Despite his often tumultuous time with the Cubs, Smith has stated he would like to go into the Hall as a Chicago Cub:
"There's a lot of great teams that I played for because Smitty's been around, but the Cubs gave me my first chance at the big leagues. And actually, the Cubs gave me a (2016) World Series ring, and that's unbelievable.
"I always have really great ties with people I knew through that Cub organization a and other places, but I still have a great love for the Chicago Cubs. Now, I work for the San Francisco Giants, and I tell you what, a great organization, too. But wherever you start out first always has something in your heart that's always there."
Considering he spent nearly three times as long with the Cubs organization than he did with any other it seems likely his wish will be granted.

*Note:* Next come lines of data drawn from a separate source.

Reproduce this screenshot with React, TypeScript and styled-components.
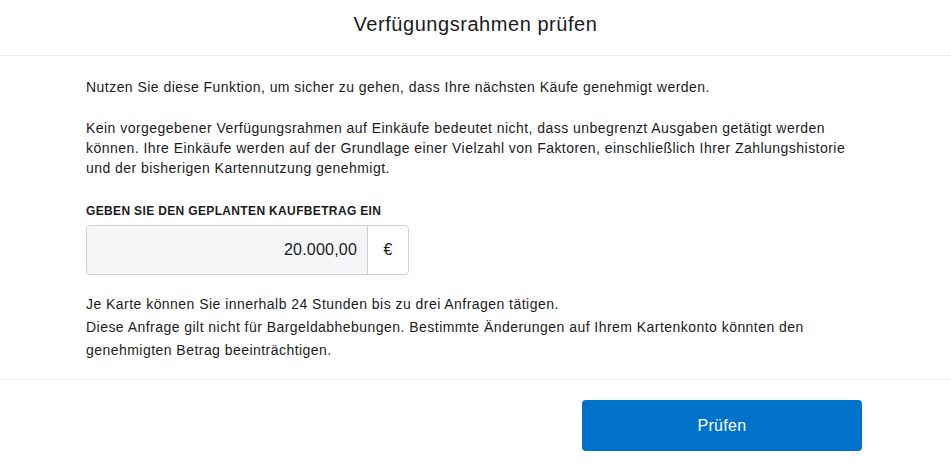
import styled, { createGlobalStyle } from "styled-components";

const GlobalStyle = createGlobalStyle`
  body {
    margin: 0;
    background: #ffffff;
    font-family: "Liberation Sans", Arial, Helvetica, sans-serif;
    color: #1b1b1b;
  }
`;

const Page = styled.div`
  width: 951px;
  height: 469px;
  display: flex;
  flex-direction: column;
  background: #fff;
`;

const Header = styled.div`
  height: 56px;
  box-sizing: border-box;
  padding-bottom: 6px;
  display: flex;
  justify-content: center;
  align-items: center;
  border-bottom: 1px solid #ececec;
  font-size: 20px;
  letter-spacing: 0.55px;
  color: #1b1b1b;
`;

const Body = styled.div`
  padding: 21px 89px 17px 86px;
  border-bottom: 1px solid #ececec;
`;

const Text = styled.p<{ $lh?: number }>`
  margin: 0 0 21px;
  font-size: 14px;
  letter-spacing: 0.46px;
  line-height: ${(p) => p.$lh ?? 20}px;
  &:last-child {
    margin-bottom: 0;
  }
`;

const Label = styled.div`
  font-size: 12px;
  font-weight: bold;
  letter-spacing: 0.35px;
  line-height: 16px;
  margin-top: 25px;
  margin-bottom: 6px;
`;

const Field = styled.div`
  display: flex;
  width: 323px;
  height: 50px;
  box-sizing: border-box;
  border: 1px solid #cfd0cf;
  border-radius: 4px;
  overflow: hidden;
  margin-bottom: 18px;
`;

const Amount = styled.div`
  flex: 1;
  display: flex;
  align-items: center;
  justify-content: flex-end;
  padding-right: 10px;
  background: #f5f6f8;
  font-size: 16px;
  letter-spacing: 0.2px;
  border-right: 1px solid #cfd0cf;
`;

const Currency = styled.div`
  width: 40px;
  display: flex;
  align-items: center;
  justify-content: center;
  font-size: 16px;
`;

const Footer = styled.div`
  display: flex;
  justify-content: flex-end;
  padding: 20px 89px 0 0;
`;

const Button = styled.button`
  width: 280px;
  height: 51px;
  border: none;
  border-radius: 4px;
  background: #0072c9;
  color: #fff;
  font-family: inherit;
  font-size: 16px;
  letter-spacing: 0.3px;
`;

export default function App() {
  return (
    <Page>
      <GlobalStyle />
      <Header>Verfügungsrahmen prüfen</Header>
      <Body>
        <Text>
          Nutzen Sie diese Funktion, um sicher zu gehen, dass Ihre nächsten Käufe genehmigt werden.
        </Text>
        <Text>
          Kein vorgegebener Verfügungsrahmen auf Einkäufe bedeutet nicht, dass unbegrenzt Ausgaben getätigt werden
          können. Ihre Einkäufe werden auf der Grundlage einer Vielzahl von Faktoren, einschließlich Ihrer Zahlungshistorie
          und der bisherigen Kartennutzung genehmigt.
        </Text>
        <Label>GEBEN SIE DEN GEPLANTEN KAUFBETRAG EIN</Label>
        <Field>
          <Amount>20.000,00</Amount>
          <Currency>€</Currency>
        </Field>
        <Text $lh={23}>
          Je Karte können Sie innerhalb 24 Stunden bis zu drei Anfragen tätigen.
          <br />
          Diese Anfrage gilt nicht für Bargeldabhebungen. Bestimmte Änderungen auf Ihrem Kartenkonto könnten den
          genehmigten Betrag beeinträchtigen.
        </Text>
      </Body>
      <Footer>
        <Button>Prüfen</Button>
      </Footer>
    </Page>
  );
}
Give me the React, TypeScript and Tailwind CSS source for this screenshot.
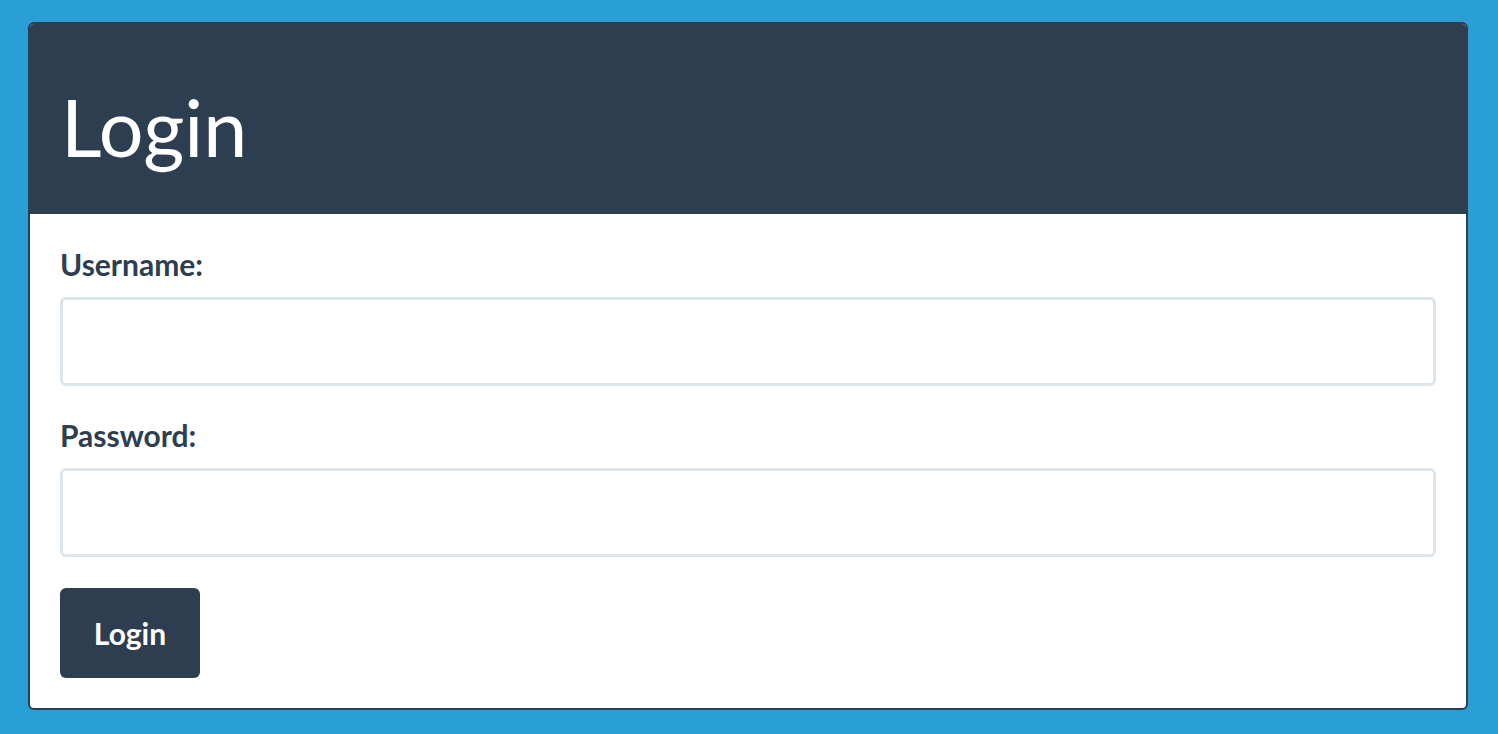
import React from 'react';

// Login card on a blue page

const Field: React.FC<{ id: string; label: string; type?: string; className?: string }> = ({
  id,
  label,
  type = 'text',
  className = '',
}) => (
  <div className={className}>
    <label htmlFor={id} className="block text-[30px] leading-[45px] font-bold text-[#2c3e50]">
      {label}
    </label>
    <input
      id={id}
      type={type}
      className="mt-[10px] block w-full h-[89px] rounded-[6px] border-[3px] border-[#dce4ec] bg-white px-4 text-[28px] text-[#2c3e50] outline-none"
    />
  </div>
);

export default function App() {
  return (
    <div
      className="min-h-[734px] bg-[#2a9fd6] pt-[22px] pl-[28px] pr-[30px] pb-[24px]"
      style={{ fontFamily: 'Lato, "Open Sans", sans-serif' }}
    >
      <div className="w-[1440px] rounded-[6px] border-2 border-[#2c3e50] bg-white overflow-hidden">
        <div className="h-[190px] bg-[#2e3e51] flex items-center px-[31px]">
          <h1 className="text-[79px] leading-none font-normal text-white pt-[14px]">Login</h1>
        </div>
        <form className="px-[30px] pt-[28px] pb-[30px]" onSubmit={(e) => e.preventDefault()}>
          <Field id="username" label="Username:" />
          <Field id="password" label="Password:" type="password" className="mt-[27px]" />
          <button
            type="submit"
            className="mt-[31px] w-[140px] h-[90px] rounded-[6px] bg-[#2e3e51] text-white text-[30px] font-bold"
          >
            Login
          </button>
        </form>
      </div>
    </div>
  );
}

2016 World Series hero calls it a career
Miguel Montero may have only managed two hits during the Cubs 2016 postseason run, but boy did he make them count:
Former Cub & World Series Champion, Miguel Montero has announced he is retiring and transitioning to an agent.
— Cubs Live (@Cubs_Live) December 8, 2018
His other came during the 10th inning of Game 7 of the World Series... you know the game winning hit. Montero's RBI single extended the Cubs lead to 8-6. It would prove a critical insurance run as the Indians fought back in the bottom of the inning.
After a 17 minute rain delay, Ben Zobrist & Miguel Montero teamed up in the top of the 10th to give the Cubs the runs they needed to finally end the 108 year drought. pic.twitter.com/mkwEGHJaHf
— Drunk Rizzo ™️ (@DrunkRizz44) November 3, 2018
Montero, who once negotiated his own contract with the Diamondbacks, is becoming a player agent.